L'auteur de Un pedigree se met dans la peau du narrateur, qui au détour d'une rencontre impromptue dans le Paris d'aujourd'hui va se souvenir d'une femme, une danseuse qui prenait des leçons au studio Wacker, place de Clichy, après ses cours en compagnie de Boris Kniaseff, un célèbre professeur russe. Remontant le cours d'un passé lointain, plus ou moins net, le narrateur se remémore ces moments, quand il retrouvait la danseuse après ses cours, accompagné d'un petit garçon appelé Pierre, le fils de la danseuse, dont il s'occupait parfois.

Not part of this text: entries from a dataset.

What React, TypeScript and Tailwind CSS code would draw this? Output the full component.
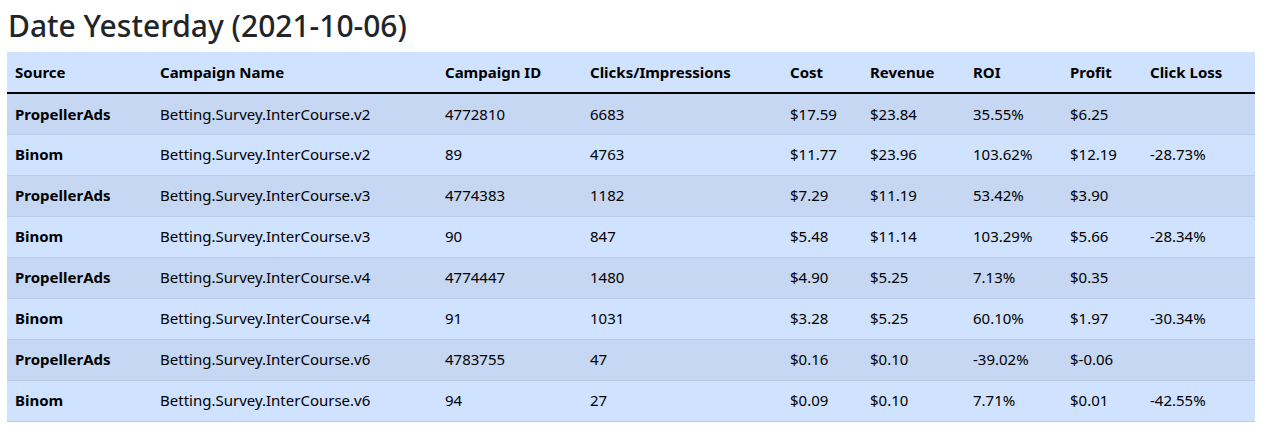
import React from "react";

const rows = [
  ["PropellerAds", "Betting.Survey.InterCourse.v2", "4772810", "6683", "$17.59", "$23.84", "35.55%", "$6.25", ""],
  ["Binom", "Betting.Survey.InterCourse.v2", "89", "4763", "$11.77", "$23.96", "103.62%", "$12.19", "-28.73%"],
  ["PropellerAds", "Betting.Survey.InterCourse.v3", "4774383", "1182", "$7.29", "$11.19", "53.42%", "$3.90", ""],
  ["Binom", "Betting.Survey.InterCourse.v3", "90", "847", "$5.48", "$11.14", "103.29%", "$5.66", "-28.34%"],
  ["PropellerAds", "Betting.Survey.InterCourse.v4", "4774447", "1480", "$4.90", "$5.25", "7.13%", "$0.35", ""],
  ["Binom", "Betting.Survey.InterCourse.v4", "91", "1031", "$3.28", "$5.25", "60.10%", "$1.97", "-30.34%"],
  ["PropellerAds", "Betting.Survey.InterCourse.v6", "4783755", "47", "$0.16", "$0.10", "-39.02%", "$-0.06", ""],
  ["Binom", "Betting.Survey.InterCourse.v6", "94", "27", "$0.09", "$0.10", "7.71%", "$0.01", "-42.55%"],
];

const headers = ["Source", "Campaign Name", "Campaign ID", "Clicks/Impressions", "Cost", "Revenue", "ROI", "Profit", "Click Loss"];
const widths = ["w-[145px]", "w-[285px]", "w-[145px]", "w-[200px]", "w-[80px]", "w-[103px]", "w-[97px]", "w-[80px]", "w-[113px]"];

export default function App() {
  return (
    <div className="bg-white pl-[7px] pr-[25px] pt-[8px]" style={{ fontFamily: '"Noto Sans", sans-serif' }}>
      <h3 className="text-[30px] leading-[36px] font-medium text-[#212529] mb-[8px] pl-[1px]">Date Yesterday (2021-10-06)</h3>
      <table className="w-full table-fixed border-collapse text-[15px] text-black">
        <colgroup>
          {widths.map((w, i) => (
            <col key={i} className={w} />
          ))}
        </colgroup>
        <thead>
          <tr className="bg-[#cfe2ff] border-b-2 border-black">
            {headers.map((h) => (
              <th key={h} className="text-left font-bold px-2 h-[41px] align-middle">{h}</th>
            ))}
          </tr>
        </thead>
        <tbody>
          {rows.map((r, i) => (
            <tr key={i} className={`${i % 2 === 0 ? "bg-[#c5d7f2]" : "bg-[#cfe2ff]"} border-b border-[#bacbe6]`}>
              {r.map((c, j) => (
                <td key={j} className={`px-2 h-[41px] align-middle ${j === 0 ? "font-bold" : ""}`}>{c}</td>
              ))}
            </tr>
          ))}
        </tbody>
      </table>
    </div>
  );
}
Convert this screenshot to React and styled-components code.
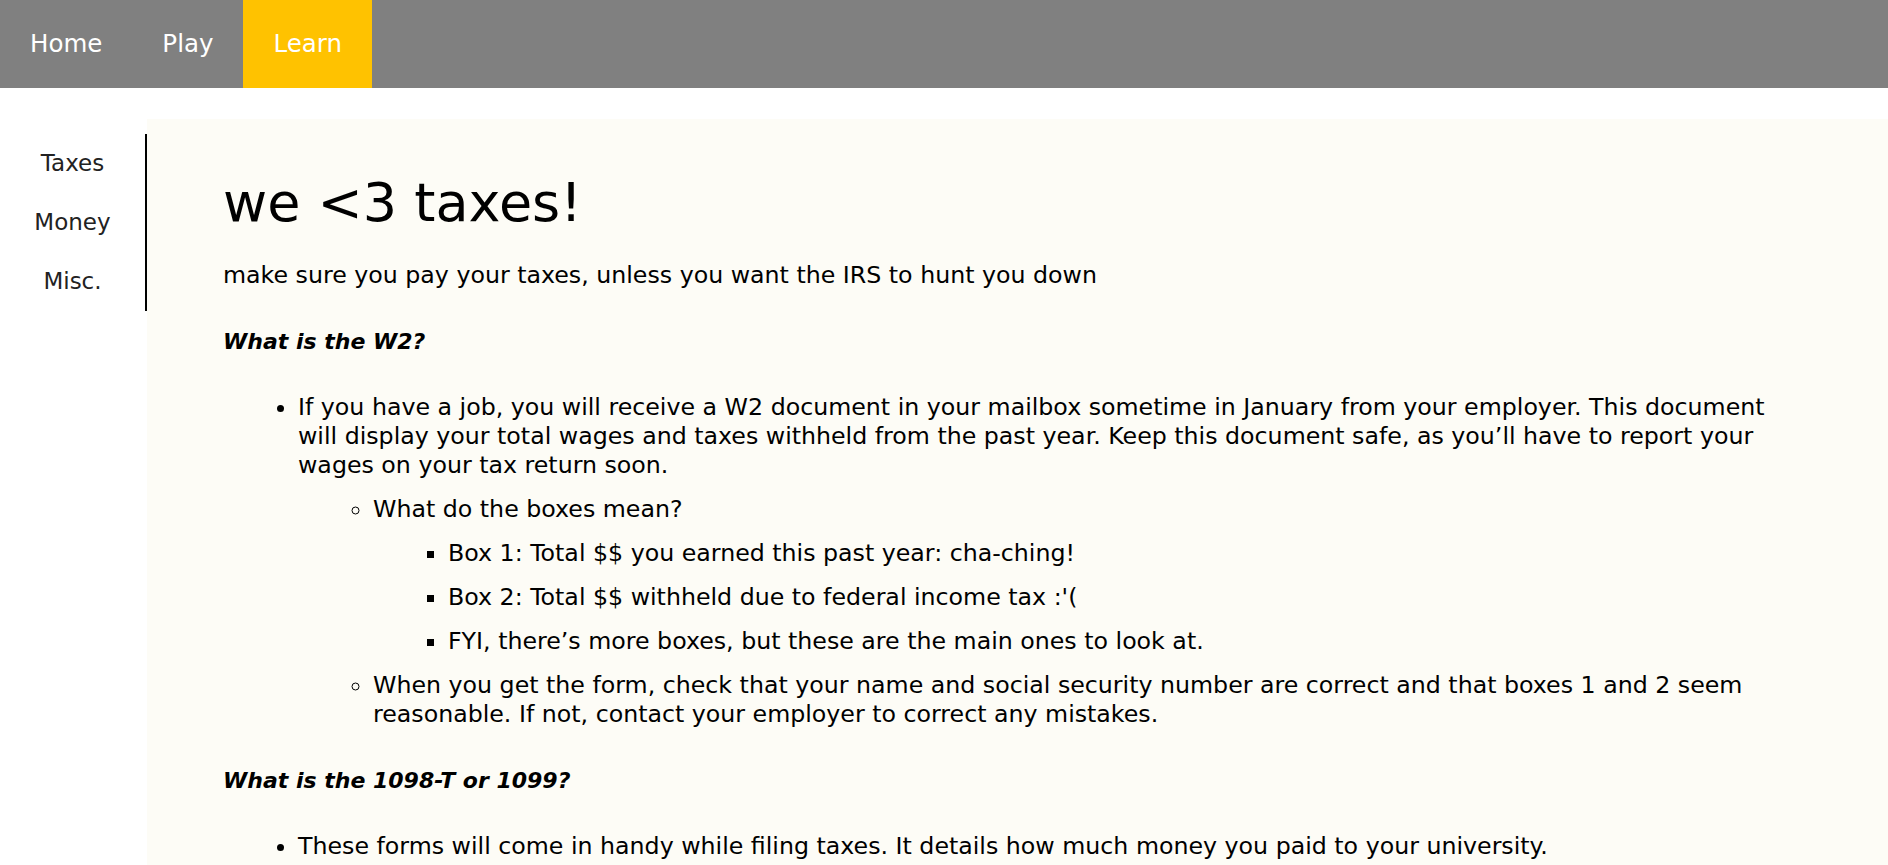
import styled, { createGlobalStyle } from 'styled-components'

const GlobalStyle = createGlobalStyle`
    html {
        scrollbar-width: none;
    }
    html::-webkit-scrollbar {
        display: none;
    }
    body {
        margin: 0;
        background: #ffffff;
        font-family: "DejaVu Sans", "Liberation Sans", sans-serif;
        color: #000000;
    }
`

const navItems = ['Home', 'Play', 'Learn']
const sideItems = ['Taxes', 'Money', 'Misc.']

export default function App(){
    return(
        <>
            <GlobalStyle/>
            <S.NavBar>
                {navItems.map((item)=>(
                    <S.NavItem key={item} $active={item === 'Learn'}>{item}</S.NavItem>
                ))}
            </S.NavBar>

            <S.Layout>
                <S.SideNav>
                    {sideItems.map((item)=>(
                        <S.SideItem key={item}>{item}</S.SideItem>
                    ))}
                </S.SideNav>

                <S.Panel>
                    <S.Title>we &lt;3 taxes!</S.Title>
                    <S.Lead>make sure you pay your taxes, unless you want the IRS to hunt you down</S.Lead>

                    <S.Question>What is the W2?</S.Question>
                    <S.List>
                        <S.Item>
                            If you have a job, you will receive a W2 document in your mailbox sometime in January from your employer. This document will display your total wages and taxes withheld from the past year. Keep this document safe, as you’ll have to report your wages on your tax return soon.
                            <S.List>
                                <S.Item>
                                    What do the boxes mean?
                                    <S.List>
                                        <S.Item>Box 1: Total $$ you earned this past year: cha-ching!</S.Item>
                                        <S.Item>Box 2: Total $$ withheld due to federal income tax :'(</S.Item>
                                        <S.Item>FYI, there’s more boxes, but these are the main ones to look at.</S.Item>
                                    </S.List>
                                </S.Item>
                                <S.Item>
                                    When you get the form, check that your name and social security number are correct and that boxes 1 and 2 seem reasonable. If not, contact your employer to correct any mistakes.
                                </S.Item>
                            </S.List>
                        </S.Item>
                    </S.List>

                    <S.Question>What is the 1098-T or 1099?</S.Question>
                    <S.List>
                        <S.Item>These forms will come in handy while filing taxes. It details how much money you paid to your university.</S.Item>
                    </S.List>
                </S.Panel>
            </S.Layout>
        </>
    )
}

const S = {
    NavBar: styled.nav`
        display: flex;
        height: 88px;
        background: #808080;
    `,

    NavItem: styled.a`
        padding: 0 30px;
        line-height: 88px;
        font-size: 24.5px;
        color: #ffffff;
        background: ${props => props.$active ? '#ffc200' : 'transparent'};
        cursor: pointer;
    `,

    Layout: styled.div`
        display: flex;
        align-items: flex-start;
        margin-top: 31px;
    `,

    SideNav: styled.div`
        flex: 0 0 145px;
        margin-top: 15px;
        border-right: 2px solid #000000;
        display: flex;
        flex-direction: column;
    `,

    SideItem: styled.a`
        height: 59px;
        line-height: 59px;
        text-align: center;
        font-size: 23px;
        color: #222222;
        cursor: pointer;
    `,

    Panel: styled.main`
        flex: 1;
        min-width: 0;
        background: #fdfcf6;
        padding: 51px 90px 40px 76px;
        font-size: 23.7px;
        line-height: 29px;
    `,

    Title: styled.h1`
        margin: 0;
        font-size: 54px;
        line-height: 66px;
        font-weight: 400;
    `,

    Lead: styled.p`
        margin: 25px 0 0 0;
    `,

    Question: styled.p`
        margin: 37px 0;
        font-size: 22px;
        font-weight: 700;
        font-style: italic;
    `,

    List: styled.ul`
        margin: 0;
        padding-left: 75px;
    `,

    Item: styled.li`
        margin: 15px 0;
    `
}
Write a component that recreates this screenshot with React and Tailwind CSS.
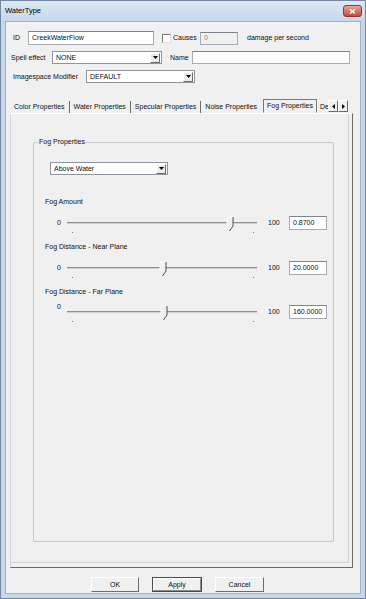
import React from 'react';

const font = "font-['Liberation_Sans',Arial,sans-serif]";

function TextBox({ value, className = '', disabled }) {
  return (
    <div
      className={`flex items-center pl-[3px] border border-[#a6acb3] border-t-[#7d848c] ${
        disabled ? 'bg-[#f0f0f0] text-[#8c8c8c]' : 'bg-white'
      } ${className}`}
    >
      {value}
    </div>
  );
}

function DropDown({ value, className = '' }) {
  return (
    <div className={`h-[13px] flex items-center justify-between bg-white border border-[#8f959c] ${className}`}>
      <span className="pl-[3px]">{value}</span>
      <div className="w-[10px] h-[10px] mr-[1px] flex items-center justify-center bg-[#ececec] border border-t-white border-l-white border-r-[#6e6e6e] border-b-[#6e6e6e]">
        <svg width="5" height="3" viewBox="0 0 5 3">
          <path d="M0 0H5L2.5 3Z" fill="#000" />
        </svg>
      </div>
    </div>
  );
}

function Slider({ thumb, value, raisedZero }) {
  return (
    <div className="flex items-center h-[14px] pl-[23px]">
      <span className={`w-[10px] ${raisedZero ? 'relative -top-[5px]' : ''}`}>0</span>
      <svg width="190" height="14" viewBox="0 0 190 14" className="overflow-visible">
        <rect x="0" y="6" width="190" height="1" fill="#8e8e8e" />
        <rect x="0" y="7" width="190" height="1" fill="#d2d2d2" />
        <rect x="5" y="16" width="1" height="1" fill="#7c7c7c" />
        <rect x="186" y="16" width="1" height="1" fill="#7c7c7c" />
        <polygon
          points={`${thumb - 6},1 ${thumb},1 ${thumb},10 ${thumb - 3},14.5 ${thumb - 6},10`}
          fill="#f0f0f0"
        />
        <path d={`M${thumb - 6} 10 V1 H${thumb}`} stroke="#ffffff" fill="none" />
        <path d={`M${thumb} 1 V10 L${thumb - 3.5} 15`} stroke="#4f4f4f" fill="none" />
      </svg>
      <span className="ml-[11px] w-[21px]">100</span>
      <TextBox value={value} className="w-[38px] h-[14px]" />
    </div>
  );
}

function Tab({ label, border = true }) {
  return (
    <div className={`h-[12px] px-[4px] flex items-center ${border ? 'border-r border-[#6d6d6d]' : ''}`}>
      {label}
    </div>
  );
}

function ScrollArrow({ dir }) {
  return (
    <div className="w-[10px] h-[12px] flex items-center justify-center bg-[#f0f0f0] border border-t-white border-l-white border-r-[#6a6a6a] border-b-[#6a6a6a]">
      <svg width="3" height="5" viewBox="0 0 3 5">
        <path d={dir === 'left' ? 'M3 0V5L0 2.5Z' : 'M0 0V5L3 2.5Z'} fill="#000" />
      </svg>
    </div>
  );
}

function DialogButton({ label, width, isDefault }) {
  if (isDefault) {
    return (
      <div className={`${width} h-[15px] border border-[#4a4a4a]`}>
        <div className="h-full flex items-center justify-center bg-[#f0f0f0] border border-t-white border-l-white border-r-[#8a8a8a] border-b-[#8a8a8a]">
          {label}
        </div>
      </div>
    );
  }
  return (
    <div
      className={`${width} h-[15px] flex items-center justify-center bg-[#f0f0f0] border border-t-white border-l-white border-r-[#6c6c6c] border-b-[#6c6c6c]`}
    >
      {label}
    </div>
  );
}

export default function App() {
  return (
    <div
      className={`w-[366px] h-[599px] flex flex-col bg-[#c6d7ea] border border-[#7588a3] text-[7px] leading-[8px] text-[#0f0f0f] overflow-hidden ${font}`}
    >
      <div className="h-[20px] flex items-center justify-between pl-[4px] pr-[3px] bg-gradient-to-b from-[#dde8f4] to-[#c6d7ea]">
        <span className="text-[7.5px] text-black">WaterType</span>
        <div className="w-[19px] h-[12px] rounded-[3px] border border-[#8e3a33] bg-gradient-to-b from-[#e6a59a] to-[#c4473b] flex items-center justify-center">
          <svg width="7" height="5" viewBox="0 0 7 5">
            <path d="M1 0.5L6 4.5M6 0.5L1 4.5" stroke="#fff" strokeWidth="1.4" />
          </svg>
        </div>
      </div>

      <div className="flex-1 mx-[4px] mb-[4px] bg-[#f0f0f0] border border-[#9fb3cb] flex flex-col">
        <div className="mt-[9px] h-[14px] flex items-center">
          <span className="w-[22px] pl-[7px]">ID</span>
          <TextBox value="CreekWaterFlow" className="w-[126px] h-[14px]" />
          <div className="ml-[8px] w-[9px] h-[9px] bg-white border border-[#7a7a7a] border-r-[#dedede] border-b-[#dedede]" />
          <span className="ml-[2px] w-[27px]">Causes</span>
          <TextBox value="0" disabled className="w-[38px] h-[13px]" />
          <span className="ml-[9px]">damage per second</span>
        </div>

        <div className="mt-[6px] h-[13px] flex items-center">
          <span className="w-[46px] pl-[5px]">Spell effect</span>
          <DropDown value="NONE" className="w-[110px]" />
          <span className="w-[30px] pl-[8px]">Name</span>
          <TextBox value="" className="w-[158px] h-[13px]" />
        </div>

        <div className="mt-[6px] h-[13px] flex items-center">
          <span className="w-[80px] pl-[7px]">Imagespace Modifier</span>
          <DropDown value="DEFAULT" className="w-[109px]" />
        </div>

        <div className="mt-[16px] ml-[4px] h-[14px] flex items-end">
          <div className="w-[318px] flex items-end whitespace-nowrap">
            <Tab label="Color Properties" />
            <Tab label="Water Properties" />
            <Tab label="Specular Properties" />
            <div className="h-[12px] pl-[4px] pr-[6px] flex items-center">Noise Properties</div>
            <div className="h-[14px] px-[3px] flex items-center border border-[#7a7a7a] border-b-[#f0f0f0]">
              Fog Properties
            </div>
            <div className="h-[12px] pl-[3px] flex items-center">De</div>
          </div>
          <div className="flex mb-[1px]">
            <ScrollArrow dir="left" />
            <ScrollArrow dir="right" />
          </div>
        </div>

        <div className="ml-[4px] w-[343px] h-[455px] border border-t-[#ffffff] border-l-[#d6d6d6] border-r-[#6a6a6a] border-b-[#6a6a6a]">
          <div className="h-[449px] mr-[3px] border-r border-b border-[#d4d4d4] pt-[24px]">
            <fieldset className="ml-[22px] w-[301px] h-[404px] border border-[#c9c9c9] rounded-[2px]">
              <legend className="ml-[4px] px-[1px]">Fog Properties</legend>
              <DropDown value="Above Water" className="ml-[16px] mt-[16px] w-[118px]" />
              <div className="ml-[11px] mt-[23px]">Fog Amount</div>
              <div className="mt-[10px]">
                <Slider thumb={166} value="0.8700" />
              </div>
              <div className="ml-[11px] mt-[13px]">Fog Distance - Near Plane</div>
              <div className="mt-[10px]">
                <Slider thumb={99} value="20.0000" />
              </div>
              <div className="ml-[11px] mt-[13px]">Fog Distance - Far Plane</div>
              <div className="mt-[9px]">
                <Slider thumb={100} value="160.0000" raisedZero />
              </div>
            </fieldset>
          </div>
        </div>

        <div className="mt-[9px] ml-[85px] flex gap-[13px]">
          <DialogButton label="OK" width="w-[48px]" />
          <DialogButton label="Apply" width="w-[50px]" isDefault />
          <DialogButton label="Cancel" width="w-[49px]" />
        </div>
      </div>
    </div>
  );
}
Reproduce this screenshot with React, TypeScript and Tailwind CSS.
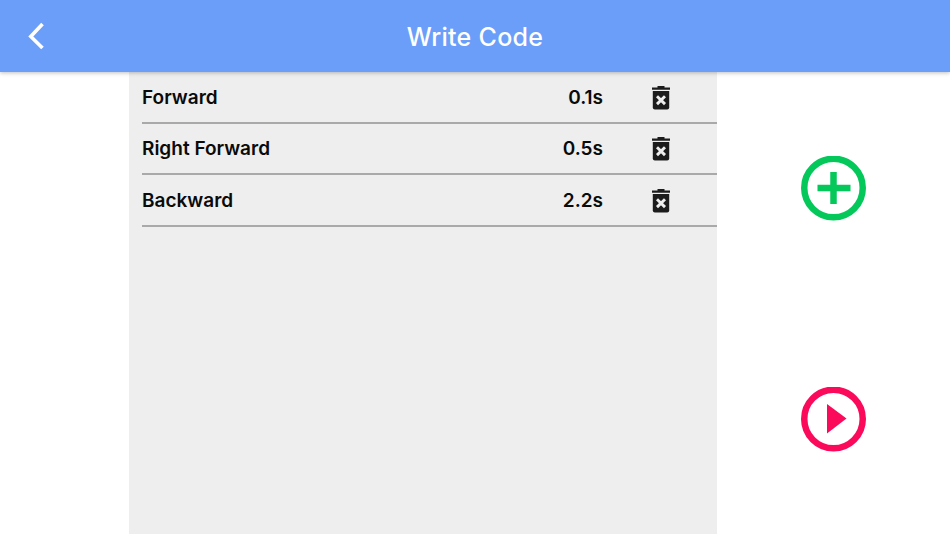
const steps = [
	{ name: 'Forward', time: '0.1s' },
	{ name: 'Right Forward', time: '0.5s' },
	{ name: 'Backward', time: '2.2s' },
]

function TrashIcon() {
	return (
		<svg width="20" height="26" viewBox="0 0 20 26">
			<path d="M6.500 2h7v1.500H19v2.300H1V3.500h5.500z" fill="#1c1c1c" />
			<path d="M1.800 7h16.400v16.500a2 2 0 0 1-2 2H3.800a2 2 0 0 1-2-2z" fill="#1c1c1c" />
			<path d="M6 12.300l8 7.800M14 12.300l-8 7.800" stroke="#eeeeee" strokeWidth="2.900" fill="none" />
		</svg>
	)
}

export default function App() {
	return (
		<div className="flex h-[534px] w-[950px] flex-col overflow-hidden bg-white font-['Inter',sans-serif]">
			<header className="relative z-10 flex h-[72px] shrink-0 items-center bg-[#6a9ef9] shadow-[0_1px_4px_rgba(0,0,0,0.25)]">
				<button className="ml-[26px] flex h-[28px] w-[20px] items-center justify-center">
					<svg width="20" height="28" viewBox="0 0 20 28" fill="none" stroke="white" strokeWidth="3.600">
						<path d="M16.500 2 4.800 14.500 16.500 26" />
					</svg>
				</button>
				<h1 className="absolute inset-x-0 top-[19px] text-center text-[25px] font-medium tracking-[0.3px] text-white">
					Write Code
				</h1>
			</header>
			<main className="flex min-h-0 flex-1">
				<div className="ml-[129px] w-[588px] bg-[#eeeeee] pl-[13px]">
					{steps.map((step) => (
						<div
							key={step.name}
							className="flex h-[51.500px] items-center border-b-2 border-[#a9a9a9] text-[19px] font-semibold text-[#0a0a0a]"
						>
							<span className="flex-1 pt-[2px]">{step.name}</span>
							<span className="w-[60px] pt-[2px] text-right">{step.time}</span>
							<span className="ml-[48px] mr-[46px] flex w-[20px] justify-center">
								<TrashIcon />
							</span>
						</div>
					))}
				</div>
				<div className="flex flex-1 flex-col items-center pt-[84px]">
					<button className="h-[65px] w-[65px]">
						<svg viewBox="0 0 65 65" className="h-full w-full" fill="none">
							<circle cx="32.500" cy="32" r="29.250" stroke="#05c85a" strokeWidth="6.500" />
							<path d="M32.500 16v32M16.500 32h33" stroke="#05c85a" strokeWidth="6.500" />
						</svg>
					</button>
					<button className="mt-[166px] h-[65px] w-[65px]">
						<svg viewBox="0 0 65 65" className="h-full w-full" fill="none">
							<circle cx="32.500" cy="32" r="29.250" stroke="#fb0a5c" strokeWidth="6.500" />
							<path d="M26 17l19.500 14.500L26 46.500z" fill="#fb0a5c" />
						</svg>
					</button>
				</div>
			</main>
		</div>
	)
}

Comme toujours dans les romans de Patrick Modiano, le flou domine, les personnages sont plus ou moins obscurs, certains sont même carrément louches et dangereux, les lieux, pas toujours bien définis… Même pour La danseuse, le personnage qui donne son titre au livre, il subsiste un doute : était-elle « Brune ? Non. Plutôt châtain foncé avec des yeux noirs. » Au fond, peu importe, car le plus important c'est l'atmosphère, c'est le plaisir de se plonger dans ce récit en noir et blanc aux côtés du narrateur, pour le suivre dans ses errances, à la recherche du passé, pour tenter d'y voir un peu plus clair dans ses évocations, en participant à un jeu de piste plein de secrets, pour recomposer un puzzle comme seul Patrick Modiano sait les imaginer.

La danseuse constitue une nouvelle pièce de choix dans la bibliographie du prix Nobel de littérature 2014, un roman, comme toujours, pétri de nostalgie et nimbé de mystère, duquel se dégage beaucoup de charme et de poésie. Rien de bien neuf donc, mais le plaisir reste intact, et le voyage agréable dans ce très court récit qui viendra s'ajouter à la longue et magnifique collection de livres entamée en 1968 avec La Place de l'Étoile.